Raw data =>
......

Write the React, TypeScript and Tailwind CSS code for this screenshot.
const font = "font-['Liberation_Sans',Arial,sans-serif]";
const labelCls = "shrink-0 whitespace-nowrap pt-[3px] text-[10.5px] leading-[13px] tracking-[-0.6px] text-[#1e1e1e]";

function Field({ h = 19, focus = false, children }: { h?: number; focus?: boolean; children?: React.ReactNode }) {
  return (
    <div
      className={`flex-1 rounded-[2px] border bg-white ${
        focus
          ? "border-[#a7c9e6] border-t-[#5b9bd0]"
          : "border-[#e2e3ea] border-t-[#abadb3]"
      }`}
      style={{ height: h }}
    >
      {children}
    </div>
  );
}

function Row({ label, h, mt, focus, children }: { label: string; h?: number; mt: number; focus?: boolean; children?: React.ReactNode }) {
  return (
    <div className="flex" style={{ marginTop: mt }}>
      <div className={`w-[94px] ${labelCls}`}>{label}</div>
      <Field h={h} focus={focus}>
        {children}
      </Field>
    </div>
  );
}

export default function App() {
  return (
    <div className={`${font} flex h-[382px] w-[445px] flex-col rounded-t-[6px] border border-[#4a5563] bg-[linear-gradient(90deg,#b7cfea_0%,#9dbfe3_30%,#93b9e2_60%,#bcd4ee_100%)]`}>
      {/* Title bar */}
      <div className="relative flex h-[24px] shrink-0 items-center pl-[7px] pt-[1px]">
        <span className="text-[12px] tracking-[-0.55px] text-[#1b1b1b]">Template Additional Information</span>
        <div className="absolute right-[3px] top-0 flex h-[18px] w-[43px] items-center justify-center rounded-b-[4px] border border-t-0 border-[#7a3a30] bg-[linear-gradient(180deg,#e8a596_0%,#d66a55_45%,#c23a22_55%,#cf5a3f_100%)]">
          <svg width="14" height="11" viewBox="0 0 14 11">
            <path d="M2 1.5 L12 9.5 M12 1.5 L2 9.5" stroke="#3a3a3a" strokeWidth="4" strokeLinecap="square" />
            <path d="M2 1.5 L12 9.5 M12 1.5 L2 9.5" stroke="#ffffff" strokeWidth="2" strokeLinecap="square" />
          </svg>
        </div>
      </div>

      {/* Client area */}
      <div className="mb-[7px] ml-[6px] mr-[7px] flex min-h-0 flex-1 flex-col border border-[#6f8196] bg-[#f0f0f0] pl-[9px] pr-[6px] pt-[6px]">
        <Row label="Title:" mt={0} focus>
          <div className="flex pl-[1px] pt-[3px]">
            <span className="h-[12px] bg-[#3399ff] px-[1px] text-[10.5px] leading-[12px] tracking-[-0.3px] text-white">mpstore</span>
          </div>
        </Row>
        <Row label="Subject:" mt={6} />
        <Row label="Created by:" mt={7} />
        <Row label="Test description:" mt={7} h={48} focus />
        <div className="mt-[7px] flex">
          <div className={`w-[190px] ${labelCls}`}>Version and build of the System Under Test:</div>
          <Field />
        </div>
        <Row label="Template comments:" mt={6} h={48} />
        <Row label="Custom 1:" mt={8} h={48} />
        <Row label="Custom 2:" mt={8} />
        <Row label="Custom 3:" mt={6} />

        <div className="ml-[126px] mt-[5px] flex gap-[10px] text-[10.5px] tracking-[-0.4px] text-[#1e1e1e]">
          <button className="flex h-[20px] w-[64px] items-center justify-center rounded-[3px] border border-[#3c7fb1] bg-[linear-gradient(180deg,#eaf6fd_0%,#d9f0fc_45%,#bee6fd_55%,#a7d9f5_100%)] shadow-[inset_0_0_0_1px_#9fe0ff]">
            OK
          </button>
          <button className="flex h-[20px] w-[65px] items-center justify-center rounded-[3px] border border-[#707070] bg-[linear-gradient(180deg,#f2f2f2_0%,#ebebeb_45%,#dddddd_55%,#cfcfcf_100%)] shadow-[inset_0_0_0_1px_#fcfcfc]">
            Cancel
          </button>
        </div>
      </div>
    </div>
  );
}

......

Written instruction => Reproduce the material precisely, including every line.

Reply =>
Write the React, TypeScript and Tailwind CSS code for this screenshot.
const font = "font-['Liberation_Sans',Arial,sans-serif]";
const labelCls = "shrink-0 whitespace-nowrap pt-[3px] text-[10.5px] leading-[13px] tracking-[-0.6px] text-[#1e1e1e]";

function Field({ h = 19, focus = false, children }: { h?: number; focus?: boolean; children?: React.ReactNode }) {
  return (
    <div
      className={`flex-1 rounded-[2px] border bg-white ${
        focus
          ? "border-[#a7c9e6] border-t-[#5b9bd0]"
          : "border-[#e2e3ea] border-t-[#abadb3]"
      }`}
      style={{ height: h }}
    >
      {children}
    </div>
  );
}

function Row({ label, h, mt, focus, children }: { label: string; h?: number; mt: number; focus?: boolean; children?: React.ReactNode }) {
  return (
    <div className="flex" style={{ marginTop: mt }}>
      <div className={`w-[94px] ${labelCls}`}>{label}</div>
      <Field h={h} focus={focus}>
        {children}
      </Field>
    </div>
  );
}

export default function App() {
  return (
    <div className={`${font} flex h-[382px] w-[445px] flex-col rounded-t-[6px] border border-[#4a5563] bg-[linear-gradient(90deg,#b7cfea_0%,#9dbfe3_30%,#93b9e2_60%,#bcd4ee_100%)]`}>
      {/* Title bar */}
      <div className="relative flex h-[24px] shrink-0 items-center pl-[7px] pt-[1px]">
        <span className="text-[12px] tracking-[-0.55px] text-[#1b1b1b]">Template Additional Information</span>
        <div className="absolute right-[3px] top-0 flex h-[18px] w-[43px] items-center justify-center rounded-b-[4px] border border-t-0 border-[#7a3a30] bg-[linear-gradient(180deg,#e8a596_0%,#d66a55_45%,#c23a22_55%,#cf5a3f_100%)]">
          <svg width="14" height="11" viewBox="0 0 14 11">
            <path d="M2 1.5 L12 9.5 M12 1.5 L2 9.5" stroke="#3a3a3a" strokeWidth="4" strokeLinecap="square" />
            <path d="M2 1.5 L12 9.5 M12 1.5 L2 9.5" stroke="#ffffff" strokeWidth="2" strokeLinecap="square" />
          </svg>
        </div>
      </div>

      {/* Client area */}
      <div className="mb-[7px] ml-[6px] mr-[7px] flex min-h-0 flex-1 flex-col border border-[#6f8196] bg-[#f0f0f0] pl-[9px] pr-[6px] pt-[6px]">
        <Row label="Title:" mt={0} focus>
          <div className="flex pl-[1px] pt-[3px]">
            <span className="h-[12px] bg-[#3399ff] px-[1px] text-[10.5px] leading-[12px] tracking-[-0.3px] text-white">mpstore</span>
          </div>
        </Row>
        <Row label="Subject:" mt={6} />
        <Row label="Created by:" mt={7} />
        <Row label="Test description:" mt={7} h={48} focus />
        <div className="mt-[7px] flex">
          <div className={`w-[190px] ${labelCls}`}>Version and build of the System Under Test:</div>
          <Field />
        </div>
        <Row label="Template comments:" mt={6} h={48} />
        <Row label="Custom 1:" mt={8} h={48} />
        <Row label="Custom 2:" mt={8} />
        <Row label="Custom 3:" mt={6} />

        <div className="ml-[126px] mt-[5px] flex gap-[10px] text-[10.5px] tracking-[-0.4px] text-[#1e1e1e]">
          <button className="flex h-[20px] w-[64px] items-center justify-center rounded-[3px] border border-[#3c7fb1] bg-[linear-gradient(180deg,#eaf6fd_0%,#d9f0fc_45%,#bee6fd_55%,#a7d9f5_100%)] shadow-[inset_0_0_0_1px_#9fe0ff]">
            OK
          </button>
          <button className="flex h-[20px] w-[65px] items-center justify-center rounded-[3px] border border-[#707070] bg-[linear-gradient(180deg,#f2f2f2_0%,#ebebeb_45%,#dddddd_55%,#cfcfcf_100%)] shadow-[inset_0_0_0_1px_#fcfcfc]">
            Cancel
          </button>
        </div>
      </div>
    </div>
  );
}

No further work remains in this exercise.